As shown in FIGS. 7(a), 7(b), 7(c), 7(d) and 7(e), a small-sized stepping motor which is used in a digital camera, a digital video camera, a slim ODD or the like commonly includes a case 2′ within which a rotor and a coil are disposed, a pivot bearing 82′ which receives the axial end of a rotor shaft of the rotor on one end side of this case 2′, and a bearing holder 81′ provided with a through hole 810′ into which the pivot bearing 82′ is inserted. Further, a spring member 80′ provided with a flat spring part 83′, which urges the pivot bearing 82′ in the through hole 810′ to the axial end of the rotor shaft, is disposed on a further end side of the bearing holder 81′ (see, for example, Japanese Patent Laid-Open No. 2003-324892).
In the stepping motor constructed as described above, the case 2′ is commonly formed in a circular cylindrical shape when the case is cut in a direction perpendicular to the axial line of the motor. Alternatively, as shown in FIGS. 7(a) and 7(b), the case of some motors may be formed in an elliptical cross-section in order that the thickness dimension of the motor in a direction perpendicular to the axial line of the motor, i.e., in the radial direction of the motor is made smaller. In any case, the spring member 80′ is required to be mounted to the bearing holder 81′. Therefore, conventionally, four engaging pawl parts 801′, 802′, 803′, 804′ are formed in the spring member 80′ so as to engage with the bearing holder 81′ through a substantially central portion of the outer peripheral side face of the bearing holder 81′.
In such a stepping motor, it is required that the thickness dimension in a direction perpendicular to the axial line of a motor, for example, the dimension “A′” is further made smaller and thus the engaging portion of the spring member 80′ with the bearing holder 81′ is also required to be made smaller. However, since the through hole 810′ into which the pivot bearing 82′ is inserted is formed in the bearing holder 81′, the wall thickness “t′” of the periphery of the through hole 810′ is required to be made too thin when portions 811′, 812′, 813′, 814′ (see FIGS. 7(d) and 7(e)), with which the engaging pawl parts 801′, 802′, 803′, 804′ of the spring member 80′ engage, are made thinner in the bearing holder 81′. Therefore, the accuracy of the dimension and shape of the through hole 810′ is significantly reduced.

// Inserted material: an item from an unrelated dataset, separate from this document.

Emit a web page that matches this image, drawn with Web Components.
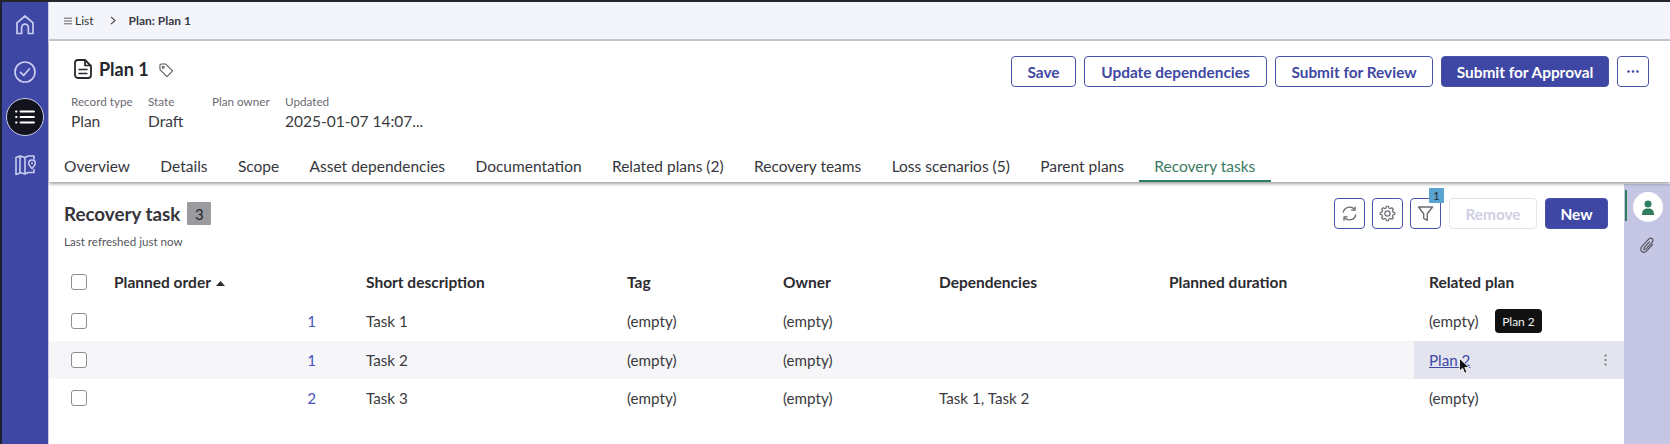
<!DOCTYPE html>
<html><head><meta charset="utf-8"><title>Plan 1</title>
<style>
html,body{margin:0;padding:0;height:444px;overflow:hidden;background:#fff}
body{font-family:Lato,"Liberation Sans",sans-serif;color:#2b2b30}
</style></head><body>
<app-shell>
<side-nav slot="nav"></side-nav>
<crumb-bar slot="main"></crumb-bar>
<record-header slot="main"></record-header>
<task-panel slot="main"></task-panel>
</app-shell>
<script>
function gearPath(cx,cy,R,r,n){let d='';const st=Math.PI*2/n;for(let i=0;i<n;i++){const a=i*st-Math.PI/2;const pts=[[R,a-st*.18],[R,a+st*.18],[r,a+st*.32],[r,a+st*.68]];pts.forEach(([q,t],j)=>{d+=(i===0&&j===0?'M':'L')+(cx+q*Math.cos(t)).toFixed(2)+' '+(cy+q*Math.sin(t)).toFixed(2)});}return d+'z';}
const ICON={
home:'<path d="M5 21.500V10.800L13 4l8 6.800v10.700h-4.600v-6a3.400 3.400 0 0 0-6.800 0v6z" fill="none" stroke="currentColor" stroke-width="1.700" stroke-linejoin="round"/>',
check:'<circle cx="13" cy="13" r="10" fill="none" stroke="currentColor" stroke-width="1.700"/><path d="M8.500 13.400l3.200 3 5.800-6.600" fill="none" stroke="currentColor" stroke-width="1.700" stroke-linecap="round" stroke-linejoin="round"/>',
map:'<path d="M4 5.500l4-1.500v17l-4 1.500zM8 4l5 1.500V22l-5-1.500zM13 5.500L16 4h6v3.500M22 17v3.500h-6L13 22" fill="none" stroke="currentColor" stroke-width="1.600" stroke-linejoin="round"/><path d="M20 16.500c-2.400-2.600-3.300-4-3.300-5.200a3.300 3.300 0 0 1 6.600 0c0 1.200-.9 2.600-3.300 5.200z" fill="none" stroke="currentColor" stroke-width="1.500"/><circle cx="20" cy="11.300" r="1" fill="currentColor"/>',
refresh:'<path d="M3.300 8A6.500 6.500 0 0 1 14.500 5.300" fill="none" stroke="currentColor" stroke-width="1.300" stroke-linecap="round"/><path d="M15 2.800v3.400h-3.300" fill="none" stroke="currentColor" stroke-width="1.300" stroke-linecap="round" stroke-linejoin="round"/><path d="M15.700 11A6.500 6.500 0 0 1 4.500 13.700" fill="none" stroke="currentColor" stroke-width="1.300" stroke-linecap="round"/><path d="M4 16.200v-3.400h3.300" fill="none" stroke="currentColor" stroke-width="1.300" stroke-linecap="round" stroke-linejoin="round"/>',
gear:`<path d="${gearPath(9.5,9.5,7.3,5.700,8)}" fill="none" stroke="currentColor" stroke-width="1.200" stroke-linejoin="round"/><circle cx="9.500" cy="9.500" r="2.600" fill="none" stroke="currentColor" stroke-width="1.200"/>`,
funnel:'<path d="M2.500 3h14l-5.200 6.800v6.500l-3.600-2V9.800z" fill="none" stroke="currentColor" stroke-width="1.400" stroke-linejoin="round"/>'
};
const svg=(n,w,h,vb)=>`<svg width="${w}" height="${h}" viewBox="${vb}" aria-hidden="true">${ICON[n]}</svg>`;
function def(name,html){
 customElements.define(name,class extends HTMLElement{
  constructor(){super();this.attachShadow({mode:'open'}).innerHTML=html;}
 });
}
def('app-shell',`<style>
:host{display:flex;width:1670px;height:444px;border-top:2px solid #24252b;box-sizing:border-box;overflow:hidden}
.main{flex:1;display:flex;flex-direction:column;min-width:0;border-left:1px solid #c9cbe8}
</style><slot name="nav"></slot><div class="main"><slot name="main"></slot></div>`);

def('side-nav',`<style>
:host{display:flex;flex-direction:column;align-items:center;width:48px;box-sizing:border-box;border-left:2px solid #1d1f33;background:#3e47a4;color:#c9cdf0;padding-top:10px;flex:none}
.i{height:26px;display:flex;align-items:center;justify-content:center}
.c{margin-top:21px}
.sel{width:38px;height:38px;margin-top:13px;border-radius:50%;background:#12131c;border:1px solid #c8cbe6;box-sizing:border-box}
.m{margin-top:16px}
</style>
<div class="i">${svg('home',26,26,'0 0 26 26')}</div>
<div class="i c">${svg('check',26,26,'0 0 26 26')}</div>
<div class="i sel"><svg width="20" height="14" viewBox="0 0 20 14" fill="none" stroke="#fff" stroke-width="1.800" stroke-linecap="round"><path d="M1 1.500h.6M5.500 1.500H19M1 7h.6M5.500 7H19M1 12.500h.6M5.500 12.500H19"/></svg></div>
<div class="i m">${svg('map',26,26,'0 0 26 26')}</div>`);

def('crumb-bar',`<style>
:host{display:flex;align-items:center;height:39px;box-sizing:border-box;padding:0 0 0 15px;background:#f4f5fa;font-size:12px;font-weight:700;color:#3a3a42;flex:none;border-bottom:2px solid #c6c7cc}
svg{margin-right:3px}
.l{font-weight:400;color:#333}.c{margin:0 13px 0 16px}
</style><svg width="8" height="8" viewBox="0 0 8 8" stroke="#555" stroke-width=".9" fill="none"><path d="M0 1.200h8M0 4h8M0 6.800h8"/></svg><span class="l">List</span>
<svg class="c" width="6" height="9" viewBox="0 0 6 9" fill="none" stroke="#444" stroke-width="1.100"><path d="M1 .8l4 3.700-4 3.700"/></svg><span>Plan: Plan 1</span>`);

def('action-btn',`<style>
:host{display:inline-flex;align-items:center;justify-content:center;height:31px;box-sizing:border-box;border:1px solid #4a52a8;border-radius:4px;background:#fff;color:#3f48a3;font-size:15.400px;font-weight:700;flex:none;white-space:nowrap}
:host([primary]){background:#3e47a4;color:#fff}
:host([disabled]){color:#cfd0e4;border-color:#e3e4f0}
</style><slot></slot>`);

def('tab-strip',`<style>
:host{display:flex;flex:none}
</style><slot></slot>`);
def('tab-item',`<style>
:host{display:flex;align-items:center;height:31px;padding:0 15.200px;box-sizing:border-box;font-size:15.500px;color:#36363c;border-bottom:2px solid transparent;white-space:nowrap}
:host([active]){color:#3a7a62;border-bottom-color:#2f7d5d}
</style><slot></slot>`);

def('meta-field',`<style>
:host{display:block;flex:none}
.k{font-size:11.700px;color:#6b6b72;line-height:16px;height:16px}
.v{font-size:15.500px;color:#3a3a40;line-height:20px;margin-top:2px;white-space:nowrap;height:20px}
</style><div class="k"><slot name="k"></slot></div><div class="v"><slot name="v"></slot></div>`);

def('record-header',`<style>
:host{display:block;background:#fff;box-shadow:0 2px 3px rgba(90,90,100,.55);position:relative;z-index:2;flex:none;height:141px;box-sizing:border-box}
.top{display:flex;justify-content:space-between;align-items:flex-start;padding:15px 21px 0 0;height:46px;box-sizing:border-box}
.title{display:flex;align-items:center;padding:0 0 0 25px;font-size:18px;font-weight:700;color:#26262c;height:26px}
.title svg:first-child{margin-right:7px}
.title svg:last-child{margin-left:10px;margin-top:3px}
.acts{display:flex;gap:8px}
.meta{display:flex;padding-left:22px;margin-top:6px;height:45px}
.tabs{margin:13px 0 0 -.2px}
</style>
<div class="top">
 <div class="title"><svg width="18" height="20" viewBox="0 0 18 20" fill="none" stroke="#26262c" stroke-width="1.800" stroke-linejoin="round"><path d="M1 4a3 3 0 0 1 3-3h7l6 6v9a3 3 0 0 1-3 3H4a3 3 0 0 1-3-3z"/><path d="M11 1.500V6.500h5.500M4.500 10.500h9M4.500 14.500h9" stroke-width="1.700"/></svg><span>Plan 1</span>
 <svg width="15" height="15" viewBox="0 0 16 16" fill="none" stroke="#55555c" stroke-width="1.100" stroke-linejoin="round"><path d="M1 2.500A1.500 1.500 0 0 1 2.500 1H7l7.500 7.500-6 6L1 7z"/><circle cx="4.500" cy="4.500" r="1.100"/></svg></div>
 <div class="acts"><action-btn style="width:65px">Save</action-btn><action-btn style="width:183px">Update dependencies</action-btn><action-btn style="width:158px">Submit for Review</action-btn><action-btn primary style="width:168px">Submit for Approval</action-btn><action-btn style="width:32px"><svg width="12" height="3" viewBox="0 0 12 3" fill="#3f48a3"><circle cx="1.500" cy="1.500" r="1.300"/><circle cx="6" cy="1.500" r="1.300"/><circle cx="10.500" cy="1.500" r="1.300"/></svg></action-btn></div>
</div>
<div class="meta">
 <meta-field style="width:77px"><span slot="k">Record type</span><span slot="v">Plan</span></meta-field>
 <meta-field style="width:64px"><span slot="k">State</span><span slot="v">Draft</span></meta-field>
 <meta-field style="width:73px"><span slot="k">Plan owner</span></meta-field>
 <meta-field><span slot="k">Updated</span><span slot="v">2025-01-07 14:07...</span></meta-field>
</div>
<tab-strip class="tabs"><tab-item>Overview</tab-item><tab-item>Details</tab-item><tab-item>Scope</tab-item><tab-item>Asset dependencies</tab-item><tab-item>Documentation</tab-item><tab-item>Related plans (2)</tab-item><tab-item>Recovery teams</tab-item><tab-item>Loss scenarios (5)</tab-item><tab-item>Parent plans</tab-item><tab-item active>Recovery tasks</tab-item></tab-strip>`);

def('icon-btn',`<style>
:host{display:flex;align-items:center;justify-content:center;width:31px;height:31px;box-sizing:border-box;border:1px solid #4a52a8;border-radius:4px;color:#6a6a72;position:relative;flex:none;background:#fff}
</style><slot></slot>`);
def('count-badge',`<style>
:host{position:absolute;top:-11px;right:-4px;width:15px;height:15px;background:#5aa2cf;color:#1f2a33;font-size:11px;line-height:15px;text-align:center;border-radius:1px}
</style><slot></slot>`);

def('check-box',`<style>
:host{display:block;width:16px;height:16px;box-sizing:border-box;border:1.500px solid #8d8d94;border-radius:3px;background:#fff}
</style>`);

def('task-row',`<style>
:host{display:grid;grid-template-columns:65px 252px 261px 156px 156px 230px 260px 195px;height:38.300px;align-items:center;font-size:15.200px;color:#3a3a40;position:relative}
:host([head]){font-weight:700;color:#2b2b30;font-size:15.500px;margin-bottom:1px}
:host([hover]){background:linear-gradient(90deg,#f6f6f9 0,#f6f6f9 1365px,#e3e4ee 1365px)}
::slotted(check-box){margin-left:22px}
::slotted(.num){text-align:right;padding-right:50px;color:#4a52bd}
</style><slot></slot>`);

def('task-panel',`<style>
:host{display:flex;flex:1;min-height:0;background:#fff}
.list{flex:1;min-width:0;position:relative}
.rail{width:46px;flex:none;background:#c5c6e3;position:relative;display:flex;flex-direction:column;align-items:center;padding-top:8px;box-sizing:border-box;margin-top:2px}
.rail::before{content:"";position:absolute;left:1px;top:6px;width:2px;height:31px;background:#2f7d5d}
.who{width:30px;height:30px;border-radius:50%;background:#fff;display:flex;align-items:center;justify-content:center;margin-left:2px}
.clip{margin-top:14px}
.head{display:flex;justify-content:space-between;padding:16px 16px 0 15px;height:81px;box-sizing:border-box}
.t{display:flex;align-items:center;gap:7px;font-size:18.800px;font-weight:700;color:#35353b;height:23px;margin-top:4px}
.badge{width:24px;height:23px;background:#9a9a9f;color:#26262c;font-size:15px;font-weight:400;display:flex;align-items:center;justify-content:center;border-radius:1px}
.sub{font-size:11.600px;color:#55555c;margin-top:10px;line-height:14px}
.tools{display:flex;gap:7px}
.tools action-btn{margin-left:1px}
.rows{position:relative}
.kebab{position:absolute;right:17px;top:13px;display:block}
.tip{position:absolute;left:1446px;top:46px;width:47px;height:24px;background:#111;color:#f2f2f2;font-size:12px;border-radius:4px;display:flex;align-items:center;justify-content:center}
.link{color:#3f48a8;text-decoration:underline}
.cursor{position:absolute;left:1409px;top:94px;z-index:3}
</style>
<div class="list">
 <div class="head"><div><div class="t"><span>Recovery task</span><span class="badge">3</span></div><div class="sub">Last refreshed just now</div></div>
  <div class="tools">
   <icon-btn>${svg('refresh',19,19,'0 0 19 19')}</icon-btn>
   <icon-btn>${svg('gear',19,19,'0 0 19 19')}</icon-btn>
   <icon-btn>${svg('funnel',19,19,'0 0 19 19')}<count-badge>1</count-badge></icon-btn>
   <action-btn disabled style="width:88px">Remove</action-btn>
   <action-btn primary style="width:63px">New</action-btn>
  </div></div>
 <div class="rows">
  <task-row head><check-box></check-box><span>Planned order <svg width="9" height="5" viewBox="0 0 9 5" style="margin:0 0 2px 2px"><path d="M4.500 0L9 5H0z" fill="#2b2b30"/></svg></span><span>Short description</span><span>Tag</span><span>Owner</span><span>Dependencies</span><span>Planned duration</span><span>Related plan</span></task-row>
  <task-row><check-box></check-box><span class="num">1</span><span>Task 1</span><span>(empty)</span><span>(empty)</span><span></span><span></span><span>(empty)</span></task-row>
  <task-row hover><check-box></check-box><span class="num">1</span><span>Task 2</span><span>(empty)</span><span>(empty)</span><span></span><span></span><span class="link">Plan 2</span><svg class="kebab" width="3" height="12" viewBox="0 0 3 12" fill="#77777f"><circle cx="1.500" cy="1.500" r="1.100"/><circle cx="1.500" cy="6" r="1.100"/><circle cx="1.500" cy="10.500" r="1.100"/></svg></task-row>
  <task-row><check-box></check-box><span class="num">2</span><span>Task 3</span><span>(empty)</span><span>(empty)</span><span>Task 1, Task 2</span><span></span><span>(empty)</span></task-row>
  <div class="tip">Plan 2</div>
  <svg class="cursor" width="13" height="18" viewBox="0 0 11 16"><path d="M1 1v11.500l2.800-2.500 1.900 4.500 2-.9-1.900-4.300h3.700z" fill="#111" stroke="#fff" stroke-width=".8"/></svg>
 </div>
</div>
<div class="rail"><div class="who"><svg width="12" height="15" viewBox="0 0 12 15" fill="#2f7d5d"><circle cx="6" cy="4" r="3.500"/><path d="M0 15c0-5 2-6.500 6-6.500s6 1.500 6 6.500z"/></svg></div>
<svg class="clip" width="16" height="18" viewBox="0 0 16 18" fill="none" stroke="#55555e" stroke-width="1.200" stroke-linecap="round"><path d="M13.500 8.500l-5.800 6.300c-1.500 1.600-3.700 1.700-5 .5s-1.200-3.300.3-4.900l6.700-7.300c1-1.100 2.500-1.200 3.500-.3s.9 2.400-.1 3.500l-6.300 6.800c-.5.500-1.200.6-1.700.2s-.4-1.200.1-1.700l5.300-5.800"/></svg></div>`);
</script>
</body></html>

Further, it is conceivable that the number of the engaging portions is reduced to two portions from four but, in this case, a fixing force is reduced and thus shock resistance is lowered. In addition, the engagement with two portions is capable of positioning in only one direction and thus another positioning mechanism is required to be added for positioning in another direction.
Further, it is conceivable that the spring member 80′ is formed to be even thinner. However, in this case, the strength of the spring member 80′ is reduced and the spring force of a flat spring portion becomes unstable.